** Begin **

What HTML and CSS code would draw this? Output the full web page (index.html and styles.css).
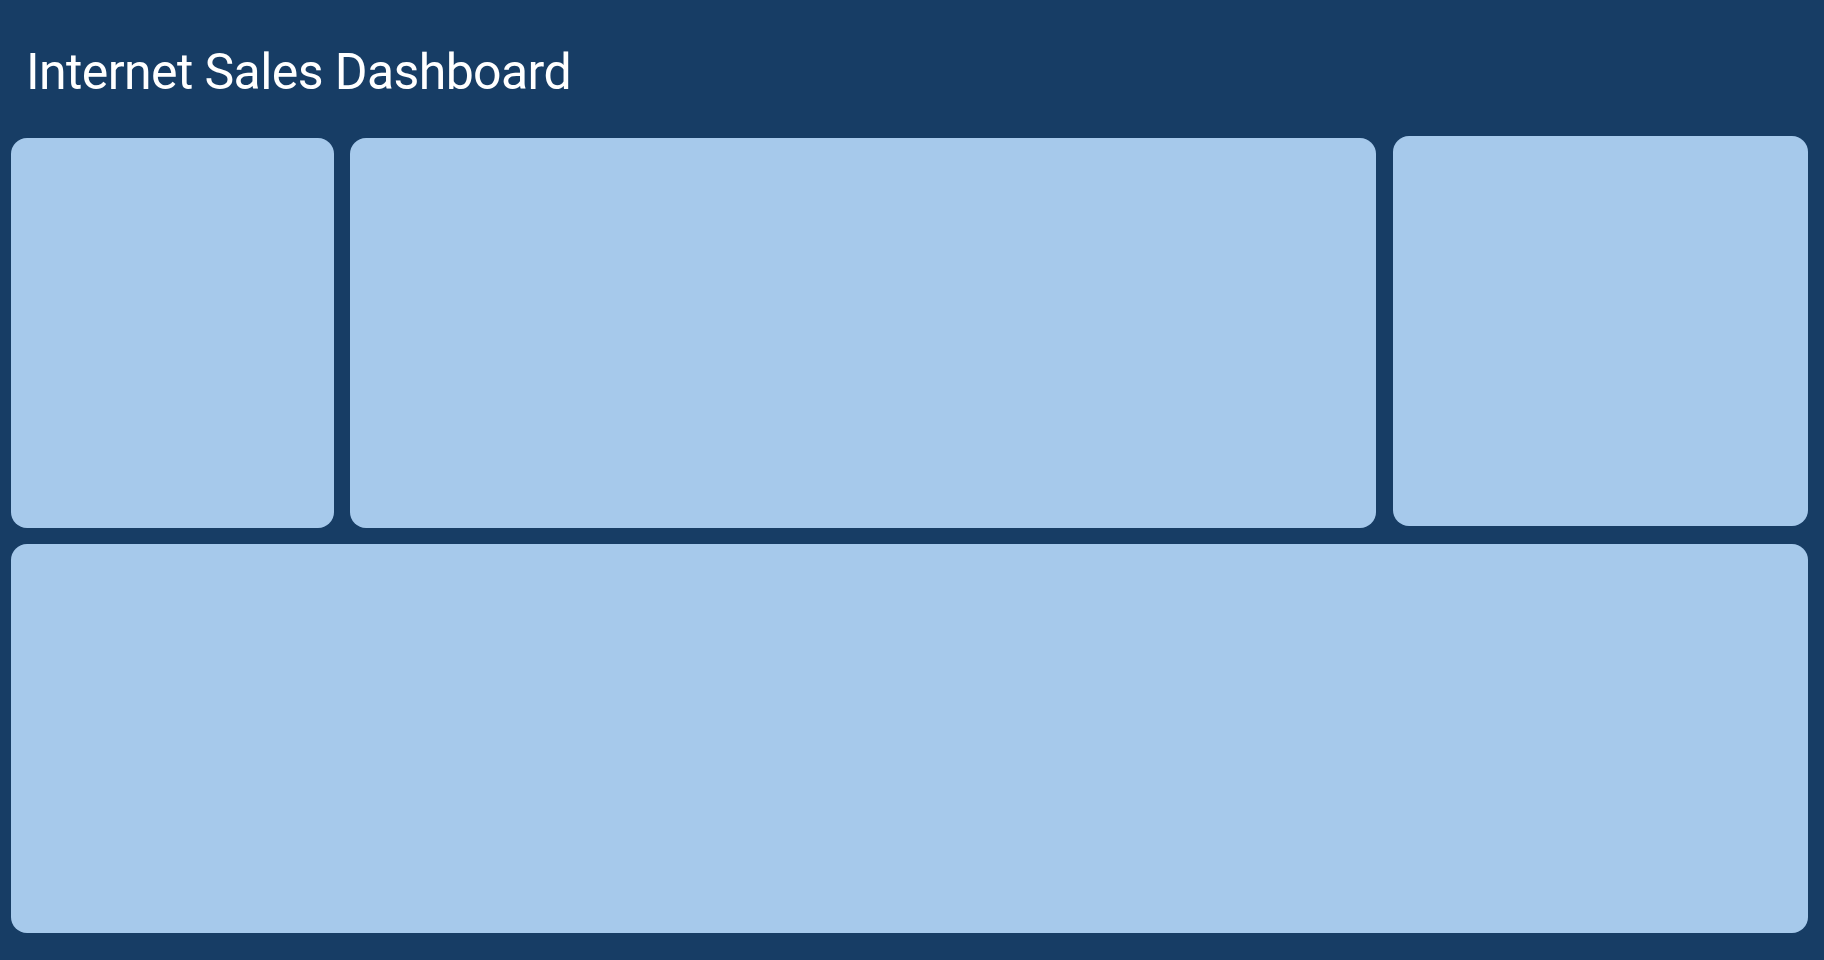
FILE: index.html
```html
<!DOCTYPE html>
<html lang="en">
<head>
<meta charset="utf-8">
<title>Internet Sales Dashboard</title>
<link rel="stylesheet" href="styles.css">
</head>
<body>
<div class="page">
  <header class="header">
    <h1 class="title">Internet Sales Dashboard</h1>
  </header>
  <main class="grid">
    <section class="card card-a"></section>
    <section class="card card-b"></section>
    <section class="card card-c"></section>
    <section class="card card-d"></section>
  </main>
</div>
</body>
</html>
```
FILE: styles.css
```css
html, body {
  margin: 0;
  padding: 0;
  background: #173d65;
}
.page {
  width: 1824px;
  height: 960px;
  padding-left: 11px;
  box-sizing: border-box;
  overflow: hidden;
}
.header {
  height: 138px;
  display: flex;
  align-items: flex-start;
}
.title {
  margin: 39px 0 0 15px;
  font-family: Roboto, "Liberation Sans", sans-serif;
  font-weight: 400;
  font-size: 50px;
  line-height: 66px;
  color: #ffffff;
  letter-spacing: -0.6px;
}
.grid {
  display: grid;
  grid-template-columns: 323px 1027px 415px;
  grid-template-rows: 390px 389px;
  column-gap: 16px;
  row-gap: 16px;
}
.card {
  background: #a6c9eb;
  border-radius: 16px;
}
.card-b {
  margin-right: 1px;
}
.card-c {
  margin-top: -2px;
  margin-bottom: 2px;
}
.card-d {
  grid-column: 1 / 4;
}
```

** End **

Keep the pictures out of the copy and write out the data exactly as it stands.

_EXERCISE RESPONSE_:
What HTML and CSS code would draw this? Output the full web page (index.html and styles.css).
FILE: index.html
```html
<!DOCTYPE html>
<html lang="en">
<head>
<meta charset="utf-8">
<title>Internet Sales Dashboard</title>
<link rel="stylesheet" href="styles.css">
</head>
<body>
<div class="page">
  <header class="header">
    <h1 class="title">Internet Sales Dashboard</h1>
  </header>
  <main class="grid">
    <section class="card card-a"></section>
    <section class="card card-b"></section>
    <section class="card card-c"></section>
    <section class="card card-d"></section>
  </main>
</div>
</body>
</html>
```
FILE: styles.css
```css
html, body {
  margin: 0;
  padding: 0;
  background: #173d65;
}
.page {
  width: 1824px;
  height: 960px;
  padding-left: 11px;
  box-sizing: border-box;
  overflow: hidden;
}
.header {
  height: 138px;
  display: flex;
  align-items: flex-start;
}
.title {
  margin: 39px 0 0 15px;
  font-family: Roboto, "Liberation Sans", sans-serif;
  font-weight: 400;
  font-size: 50px;
  line-height: 66px;
  color: #ffffff;
  letter-spacing: -0.6px;
}
.grid {
  display: grid;
  grid-template-columns: 323px 1027px 415px;
  grid-template-rows: 390px 389px;
  column-gap: 16px;
  row-gap: 16px;
}
.card {
  background: #a6c9eb;
  border-radius: 16px;
}
.card-b {
  margin-right: 1px;
}
.card-c {
  margin-top: -2px;
  margin-bottom: 2px;
}
.card-d {
  grid-column: 1 / 4;
}
```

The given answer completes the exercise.